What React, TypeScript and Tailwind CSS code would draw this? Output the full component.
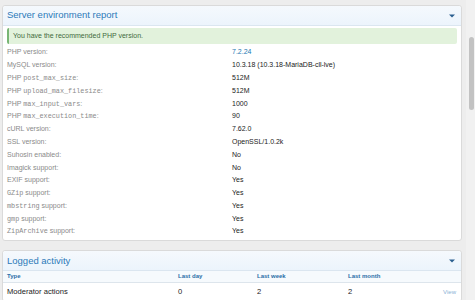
import React from "react";

const mono = "font-['Liberation_Mono',monospace]";

function Code({ children }: { children: React.ReactNode }) {
  return <span className={`${mono} text-[6.8px]`}>{children}</span>;
}

const rows: { label: React.ReactNode; value: React.ReactNode }[] = [
  { label: "PHP version:", value: <span className="text-[#2577b1]">7.2.24</span> },
  { label: "MySQL version:", value: "10.3.18 (10.3.18-MariaDB-cll-lve)" },
  { label: <>PHP <Code>post_max_size</Code>:</>, value: "512M" },
  { label: <>PHP <Code>upload_max_filesize</Code>:</>, value: "512M" },
  { label: <>PHP <Code>max_input_vars</Code>:</>, value: "1000" },
  { label: <>PHP <Code>max_execution_time</Code>:</>, value: "90" },
  { label: "cURL version:", value: "7.62.0" },
  { label: "SSL version:", value: "OpenSSL/1.0.2k" },
  { label: "Suhosin enabled:", value: "No" },
  { label: "Imagick support:", value: "No" },
  { label: "EXIF support:", value: "Yes" },
  { label: <><Code>GZip</Code> support:</>, value: "Yes" },
  { label: <><Code>mbstring</Code> support:</>, value: "Yes" },
  { label: <><Code>gmp</Code> support:</>, value: "Yes" },
  { label: <><Code>ZipArchive</Code> support:</>, value: "Yes" },
];

function Chevron() {
  return (
    <svg width="6" height="4" viewBox="0 0 6 4" className="mr-[2px]">
      <path d="M0 0.5 L6 0.5 L3 3.5 Z" fill="#2b5f8f" />
    </svg>
  );
}

function BlockHeader({ title }: { title: string }) {
  return (
    <div className="h-[20px] flex items-center justify-between px-[4px] bg-gradient-to-b from-[#f5f9fd] to-[#ecf4fc] border-b border-[#dbe6f0] rounded-t-[3px]">
      <span className="text-[9.5px] text-[#2d7ab9]">{title}</span>
      <Chevron />
    </div>
  );
}

export default function App() {
  return (
    <div className="w-[475px] h-[300px] overflow-hidden bg-[#ededed] flex font-['Liberation_Sans',Arial,sans-serif]">
      <div className="w-[466px] pl-[2px] pr-[4px] pt-[5px]">
        {/* Server environment report */}
        <div className="bg-white border border-[#dadada] rounded-[3px] mb-[9px]">
          <BlockHeader title="Server environment report" />
          <div className="px-[4px] pt-[2px] pb-[2px]">
            <div className="h-[16px] flex items-center pl-[4px] bg-[#e2f2dc] border-l-[2px] border-[#78b574] rounded-[2px] text-[7px] text-[#3f6a3c]">
              You have the recommended PHP version.
            </div>
            <div className="mt-[2.2px]">
              {rows.map((r, i) => (
                <div key={i} className="h-[12.8px] flex items-center text-[7px]">
                  <div className="w-[225px] text-[#8a8a8a]">{r.label}</div>
                  <div className="text-[#222]">{r.value}</div>
                </div>
              ))}
            </div>
          </div>
        </div>

        {/* Logged activity */}
        <div className="bg-white border border-[#dadada] rounded-[3px]">
          <BlockHeader title="Logged activity" />
          <div className="h-[12px] flex items-center px-[4px] bg-[#f6fafd] border-b border-[#dde5ec] text-[6px] font-bold text-[#2c6fa8]">
            <div className="w-[171px]">Type</div>
            <div className="w-[79px]">Last day</div>
            <div className="w-[91px]">Last week</div>
            <div>Last month</div>
          </div>
          <div className="h-[18px] flex items-center px-[4px] text-[7.6px] text-[#222]">
            <div className="w-[171px]">Moderator actions</div>
            <div className="w-[79px]">0</div>
            <div className="w-[91px]">2</div>
            <div className="flex-1">2</div>
            <div className="text-[6px] text-[#8bb3d6] pr-[1px]">View</div>
          </div>
        </div>
      </div>

      {/* scrollbar */}
      <div className="w-[9px] h-full bg-[#f1f1f1] pt-[37px] pl-[3px]">
        <div className="w-[5px] h-[73px] rounded-[3px] bg-[#c2c2c2]" />
      </div>
    </div>
  );
}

What the task requires: Reproduce the whole listing exactly, but not the images in it.

Task response:
What React, TypeScript and Tailwind CSS code would draw this? Output the full component.
import React from "react";

const mono = "font-['Liberation_Mono',monospace]";

function Code({ children }: { children: React.ReactNode }) {
  return <span className={`${mono} text-[6.8px]`}>{children}</span>;
}

const rows: { label: React.ReactNode; value: React.ReactNode }[] = [
  { label: "PHP version:", value: <span className="text-[#2577b1]">7.2.24</span> },
  { label: "MySQL version:", value: "10.3.18 (10.3.18-MariaDB-cll-lve)" },
  { label: <>PHP <Code>post_max_size</Code>:</>, value: "512M" },
  { label: <>PHP <Code>upload_max_filesize</Code>:</>, value: "512M" },
  { label: <>PHP <Code>max_input_vars</Code>:</>, value: "1000" },
  { label: <>PHP <Code>max_execution_time</Code>:</>, value: "90" },
  { label: "cURL version:", value: "7.62.0" },
  { label: "SSL version:", value: "OpenSSL/1.0.2k" },
  { label: "Suhosin enabled:", value: "No" },
  { label: "Imagick support:", value: "No" },
  { label: "EXIF support:", value: "Yes" },
  { label: <><Code>GZip</Code> support:</>, value: "Yes" },
  { label: <><Code>mbstring</Code> support:</>, value: "Yes" },
  { label: <><Code>gmp</Code> support:</>, value: "Yes" },
  { label: <><Code>ZipArchive</Code> support:</>, value: "Yes" },
];

function Chevron() {
  return (
    <svg width="6" height="4" viewBox="0 0 6 4" className="mr-[2px]">
      <path d="M0 0.5 L6 0.5 L3 3.5 Z" fill="#2b5f8f" />
    </svg>
  );
}

function BlockHeader({ title }: { title: string }) {
  return (
    <div className="h-[20px] flex items-center justify-between px-[4px] bg-gradient-to-b from-[#f5f9fd] to-[#ecf4fc] border-b border-[#dbe6f0] rounded-t-[3px]">
      <span className="text-[9.5px] text-[#2d7ab9]">{title}</span>
      <Chevron />
    </div>
  );
}

export default function App() {
  return (
    <div className="w-[475px] h-[300px] overflow-hidden bg-[#ededed] flex font-['Liberation_Sans',Arial,sans-serif]">
      <div className="w-[466px] pl-[2px] pr-[4px] pt-[5px]">
        {/* Server environment report */}
        <div className="bg-white border border-[#dadada] rounded-[3px] mb-[9px]">
          <BlockHeader title="Server environment report" />
          <div className="px-[4px] pt-[2px] pb-[2px]">
            <div className="h-[16px] flex items-center pl-[4px] bg-[#e2f2dc] border-l-[2px] border-[#78b574] rounded-[2px] text-[7px] text-[#3f6a3c]">
              You have the recommended PHP version.
            </div>
            <div className="mt-[2.2px]">
              {rows.map((r, i) => (
                <div key={i} className="h-[12.8px] flex items-center text-[7px]">
                  <div className="w-[225px] text-[#8a8a8a]">{r.label}</div>
                  <div className="text-[#222]">{r.value}</div>
                </div>
              ))}
            </div>
          </div>
        </div>

        {/* Logged activity */}
        <div className="bg-white border border-[#dadada] rounded-[3px]">
          <BlockHeader title="Logged activity" />
          <div className="h-[12px] flex items-center px-[4px] bg-[#f6fafd] border-b border-[#dde5ec] text-[6px] font-bold text-[#2c6fa8]">
            <div className="w-[171px]">Type</div>
            <div className="w-[79px]">Last day</div>
            <div className="w-[91px]">Last week</div>
            <div>Last month</div>
          </div>
          <div className="h-[18px] flex items-center px-[4px] text-[7.6px] text-[#222]">
            <div className="w-[171px]">Moderator actions</div>
            <div className="w-[79px]">0</div>
            <div className="w-[91px]">2</div>
            <div className="flex-1">2</div>
            <div className="text-[6px] text-[#8bb3d6] pr-[1px]">View</div>
          </div>
        </div>
      </div>

      {/* scrollbar */}
      <div className="w-[9px] h-full bg-[#f1f1f1] pt-[37px] pl-[3px]">
        <div className="w-[5px] h-[73px] rounded-[3px] bg-[#c2c2c2]" />
      </div>
    </div>
  );
}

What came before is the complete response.